Aim> Exactly as written, retype the listing below, omitting the pictures.
.....
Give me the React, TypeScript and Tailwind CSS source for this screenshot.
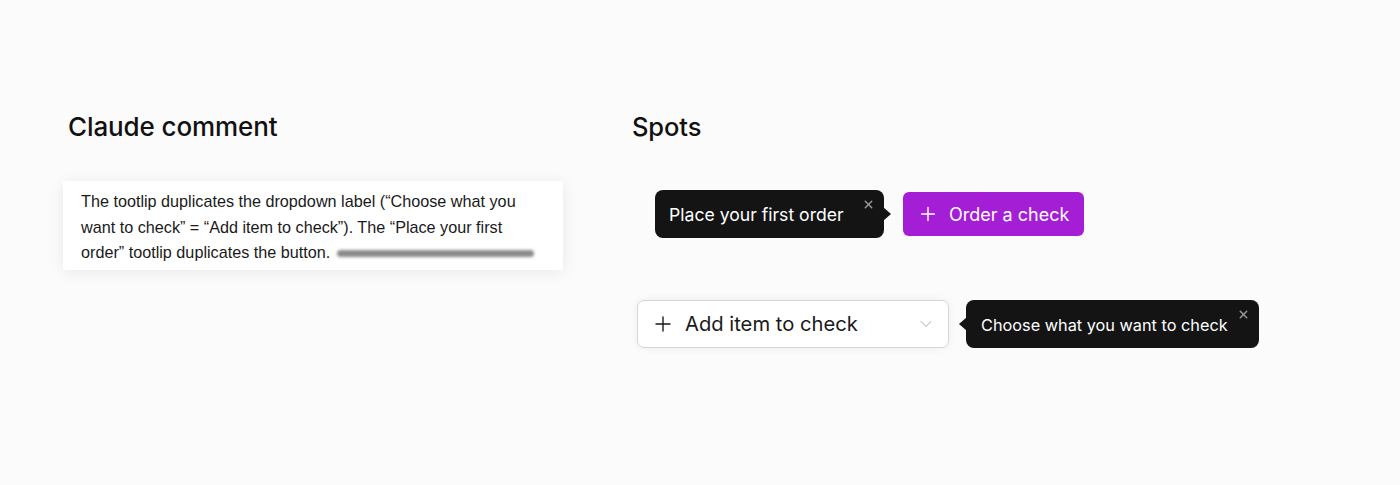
import { Plus, X, ChevronDown } from "lucide-react";

function Tooltip({ text, arrow, className = "" }: { text: string; arrow: "left" | "right"; className?: string }) {
  return (
    <div className={`relative flex items-center h-[48px] rounded-[8px] bg-[#141414] text-white ${className}`}>
      <span className="pt-[2px]">{text}</span>
      <X size={13} strokeWidth={2.5} className="absolute top-[8px] right-[9px] text-[#9a9a9a]" />
      {arrow === "right" ? (
        <span className="absolute right-[-7px] top-1/2 -translate-y-1/2 w-0 h-0 border-y-[7px] border-y-transparent border-l-[8px] border-l-[#141414]" />
      ) : (
        <span className="absolute left-[-7px] top-1/2 -translate-y-1/2 w-0 h-0 border-y-[7px] border-y-transparent border-r-[8px] border-r-[#141414]" />
      )}
    </div>
  );
}

export default function App() {
  return (
    <div className="w-[1400px] h-[485px] bg-[#fbfbfb] flex font-['Inter',sans-serif]">
      {/* Left column */}
      <div className="w-[632px] shrink-0 pt-[110px] pl-[63px]">
        <h2 className="pl-[5px] text-[26px] leading-[34px] font-medium text-[#111] tracking-[-0.1px]">Claude comment</h2>
        <div className="mt-[37px] w-[500px] bg-white shadow-[0_2px_14px_rgba(0,0,0,0.08)] pl-[18px] pr-[20px] pt-[8px] pb-[4px] font-['Liberation_Sans',Arial,sans-serif] text-[16.2px] leading-[25.5px] text-[#1a1a1a]">
          The tootlip duplicates the dropdown label (“Choose what you want to check” = “Add item to check”). The “Place your first order” tootlip duplicates the button.{" "}
          <span className="inline-block align-middle ml-[2px] w-[197px] h-[7px] rounded-full bg-[#8a8a8a] blur-[1.5px]" />
        </div>
      </div>

      {/* Right column */}
      <div className="pt-[110px]">
        <h2 className="text-[25.5px] leading-[34px] font-medium text-[#111] tracking-[-0.1px]">Spots</h2>

        <div className="mt-[46px] flex items-center pl-[23px]">
          <Tooltip text="Place your first order" arrow="right" className="w-[229px] pl-[14px] text-[17.6px]" />
          <button className="ml-[19px] flex items-center h-[44px] w-[181px] rounded-[6px] bg-[#a41ed6] text-white text-[18px] pl-[14px] gap-[10px]">
            <Plus size={22} strokeWidth={1.6} />
            <span>Order a check</span>
          </button>
        </div>

        <div className="mt-[62px] flex items-center pl-[5px]">
          <div className="flex items-center h-[48px] w-[312px] rounded-[7px] border border-[#d6d6d6] bg-white shadow-[0_0_8px_rgba(0,0,0,0.06)] pl-[13px] pr-[12px]">
            <Plus size={24} strokeWidth={1.4} className="text-[#1a1a1a]" />
            <span className="ml-[10px] text-[20.2px] text-[#1a1a1a]">Add item to check</span>
            <ChevronDown size={20} strokeWidth={1.2} className="ml-auto text-[#a8a8a8]" />
          </div>
          <Tooltip text="Choose what you want to check" arrow="left" className="ml-[17px] w-[293px] pl-[15px] text-[16.3px]" />
        </div>
      </div>
    </div>
  );
}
.....
Solution to the problem>
Give me the React, TypeScript and Tailwind CSS source for this screenshot.
import { Plus, X, ChevronDown } from "lucide-react";

function Tooltip({ text, arrow, className = "" }: { text: string; arrow: "left" | "right"; className?: string }) {
  return (
    <div className={`relative flex items-center h-[48px] rounded-[8px] bg-[#141414] text-white ${className}`}>
      <span className="pt-[2px]">{text}</span>
      <X size={13} strokeWidth={2.5} className="absolute top-[8px] right-[9px] text-[#9a9a9a]" />
      {arrow === "right" ? (
        <span className="absolute right-[-7px] top-1/2 -translate-y-1/2 w-0 h-0 border-y-[7px] border-y-transparent border-l-[8px] border-l-[#141414]" />
      ) : (
        <span className="absolute left-[-7px] top-1/2 -translate-y-1/2 w-0 h-0 border-y-[7px] border-y-transparent border-r-[8px] border-r-[#141414]" />
      )}
    </div>
  );
}

export default function App() {
  return (
    <div className="w-[1400px] h-[485px] bg-[#fbfbfb] flex font-['Inter',sans-serif]">
      {/* Left column */}
      <div className="w-[632px] shrink-0 pt-[110px] pl-[63px]">
        <h2 className="pl-[5px] text-[26px] leading-[34px] font-medium text-[#111] tracking-[-0.1px]">Claude comment</h2>
        <div className="mt-[37px] w-[500px] bg-white shadow-[0_2px_14px_rgba(0,0,0,0.08)] pl-[18px] pr-[20px] pt-[8px] pb-[4px] font-['Liberation_Sans',Arial,sans-serif] text-[16.2px] leading-[25.5px] text-[#1a1a1a]">
          The tootlip duplicates the dropdown label (“Choose what you want to check” = “Add item to check”). The “Place your first order” tootlip duplicates the button.{" "}
          <span className="inline-block align-middle ml-[2px] w-[197px] h-[7px] rounded-full bg-[#8a8a8a] blur-[1.5px]" />
        </div>
      </div>

      {/* Right column */}
      <div className="pt-[110px]">
        <h2 className="text-[25.5px] leading-[34px] font-medium text-[#111] tracking-[-0.1px]">Spots</h2>

        <div className="mt-[46px] flex items-center pl-[23px]">
          <Tooltip text="Place your first order" arrow="right" className="w-[229px] pl-[14px] text-[17.6px]" />
          <button className="ml-[19px] flex items-center h-[44px] w-[181px] rounded-[6px] bg-[#a41ed6] text-white text-[18px] pl-[14px] gap-[10px]">
            <Plus size={22} strokeWidth={1.6} />
            <span>Order a check</span>
          </button>
        </div>

        <div className="mt-[62px] flex items-center pl-[5px]">
          <div className="flex items-center h-[48px] w-[312px] rounded-[7px] border border-[#d6d6d6] bg-white shadow-[0_0_8px_rgba(0,0,0,0.06)] pl-[13px] pr-[12px]">
            <Plus size={24} strokeWidth={1.4} className="text-[#1a1a1a]" />
            <span className="ml-[10px] text-[20.2px] text-[#1a1a1a]">Add item to check</span>
            <ChevronDown size={20} strokeWidth={1.2} className="ml-auto text-[#a8a8a8]" />
          </div>
          <Tooltip text="Choose what you want to check" arrow="left" className="ml-[17px] w-[293px] pl-[15px] text-[16.3px]" />
        </div>
      </div>
    </div>
  );
}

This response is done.